Market Square 2018
Frighteningly intense splicing of country tropes onto blues ropes from Norniron’s noisemaking trio.
There’s something unsettling about “Scarecrow”: appearing today, when complacency has fuddled the fibers of many a music style, this record rips the cloth of it all to reveal a raw nerve that, quite possibly, only particular geographical points can possess – or be possessed with – and Northern Ireland is one of those. Not for nothing, perhaps, the only borrowed piece on display here is “I Can’t Be Satisfied” because it would be difficult to find a better reflection of the group’s restlessness than the Muddy Waters’ classic, whipped into a frenzy to match their own songs. And the racket the ensemble’s members are able to raise is truly rapturous.
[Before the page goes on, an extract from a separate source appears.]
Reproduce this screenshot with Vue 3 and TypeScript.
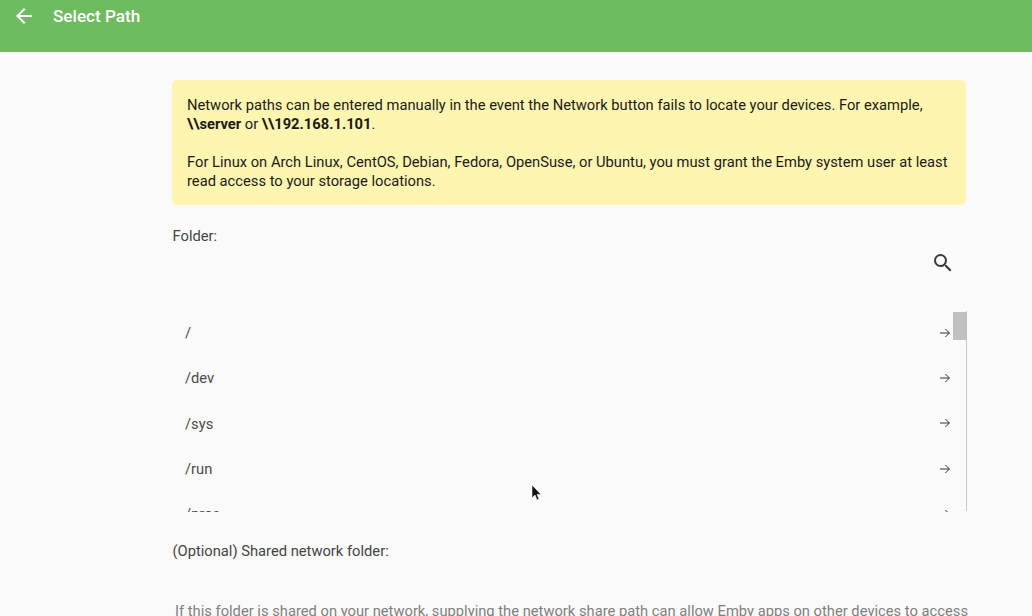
<script setup lang="ts">
const rows: string[] = ['/', '/dev', '/sys', '/run', '/proc']
</script>

<template>
  <div class="page">
    <header class="bar">
      <svg class="back" width="24" height="24" viewBox="0 0 24 24"><path d="M20 11H7.83l5.59-5.59L12 4l-8 8 8 8 1.41-1.41L7.83 13H20v-2z" fill="#fff" /></svg>
      <h1 class="title">Select Path</h1>
    </header>
    <main class="content">
      <div class="note">
        <p>Network paths can be entered manually in the event the Network button fails to locate your devices. For example, <b>\\server</b> or <b>\\192.168.1.101</b>.</p>
        <p class="second">For Linux on Arch Linux, CentOS, Debian, Fedora, OpenSuse, or Ubuntu, you must grant the Emby system user at least read access to your storage locations.</p>
      </div>
      <label class="label">Folder:</label>
      <div class="search-row">
        <svg width="24" height="24" viewBox="0 0 24 24"><path d="M15.5 14h-.79l-.28-.27A6.47 6.47 0 0 0 16 9.5 6.5 6.5 0 1 0 9.5 16c1.61 0 3.09-.59 4.23-1.57l.27.28v.79l5 4.99L20.49 19l-4.99-5zm-6 0C7.01 14 5 11.99 5 9.5S7.01 5 9.5 5 14 7.01 14 9.5 11.99 14 9.5 14z" fill="#3a3a3a" /></svg>
      </div>
      <div class="list">
        <div v-for="r in rows" :key="r" class="row">
          <span>{{ r }}</span>
          <svg class="go" width="12" height="12" viewBox="0 0 12 12"><path d="M1 6h9.400M6.400 2l4 4-4 4" fill="none" stroke="#333" stroke-width="1" /></svg>
        </div>
        <div class="track"><div class="thumb"></div></div>
      </div>
      <label class="label shared">(Optional) Shared network folder:</label>
      <p class="help">If this folder is shared on your network, supplying the network share path can allow Emby apps on other devices to access</p>
    </main>
    <svg class="cursor" width="12" height="18" viewBox="0 0 12 18"><path d="M1 1v13l3-3 2 5 2-1-2-4.600h4z" fill="#111" stroke="#fafafa" stroke-width=".6" /></svg>
  </div>
</template>

<style>
html, body { margin: 0; background: #fafafa; overflow: hidden; }
</style>

<style scoped>
.page {
  position: relative;
  width: 1032px;
  height: 616px;
  overflow: hidden;
  background: #fafafa;
  color: #222;
  font-family: Roboto, "Liberation Sans", sans-serif;
  font-size: 14.72px;
  line-height: 19px;
}
.bar {
  height: 52px;
  box-sizing: border-box;
  background: #6fbb5f;
  display: flex;
  align-items: flex-start;
  padding: 4px 0 0 12px;
  color: #fff;
}
.title {
  margin: 2px 0 0 17px;
  font-size: 17.12px;
  font-weight: 500;
  line-height: 21px;
}
.content {
  box-sizing: border-box;
  width: 794px;
  margin-left: 172px;
  padding-top: 28px;
}
.note {
  background: #fef5b0;
  border-radius: 5px;
  height: 125px;
  box-sizing: border-box;
  padding: 16px 15px;
  color: #1a1a1a;
}
.note p { margin: 0; }
.note .second { margin-top: 19px; }
.label { display: block; color: #444; padding-left: 0.5px; }
.content > .label:first-of-type { margin-top: 22px; }
.search-row {
  display: flex;
  justify-content: flex-end;
  padding-right: 12px;
  margin-top: 5px;
  height: 60px;
}
.search-row svg { margin-right: -1px; }
.list {
  position: relative;
  height: 201px;
  overflow: hidden;
  box-sizing: border-box;
  margin-right: -1px;
}
.row {
  height: 45.300px;
  display: flex;
  justify-content: space-between;
  align-items: center;
  padding: 0 16px 0 13px;
  color: #4a4a4a;
}
.go { margin-bottom: 2px; }
.track {
  position: absolute;
  top: 0;
  right: 0;
  width: 14px;
  height: 200px;
  border-right: 1px solid #c8c8c8;
  box-sizing: border-box;
}
.thumb {
  width: 14px;
  height: 28px;
  margin-top: 1px;
  background: #c1c1c1;
}
.shared { margin-top: 30px; }
.help {
  margin: 41px 0 0 3px;
  white-space: nowrap;
  color: #808080;
}
.cursor {
  position: absolute;
  left: 531px;
  top: 484px;
}
</style>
Excitement levels get set up high thanks to bluegrass strum and skiffle scrape of “Mean Town Blues” where mandolin and washboard vie to grasp the listener’s focus before Lonesome Chris Todd’s exclamatory vocals kick in, so there’s no escaping this emotional, urbanity-dissing urgency, as a slider roll smoothes out the group’s anxiety only to go for unison in “Lonesome Thread” which is as elated as a solitude hoedown can be. Trance-inducing repetition may not sit well with less balanced souls, yet it’s the feature that will drive the band’s barnyard-Bible message home on the epic finale “No Stone Unturned” – having turned “Little Too Late” into a delirious voodoo parade through an organ-swirled swamp.
Genuine sadness doesn’t belong on this album, though, so a rousing vortex of “Charger Swing” drowns Richard J. Hodgen’s drums and Dave Thompson’s bass in a blissful brass morass – stricken with piano ripples and communal spirit – while the mojo of “Jojo” has a pure Appalachian vibe to its run, and “Sometimes” wraps a chopped clang around cheeky heaviosity. Still, the result of it all feels scary, and if there’s a need for a Halloween soundtrack, this trio are ready to provide one… or two… or three.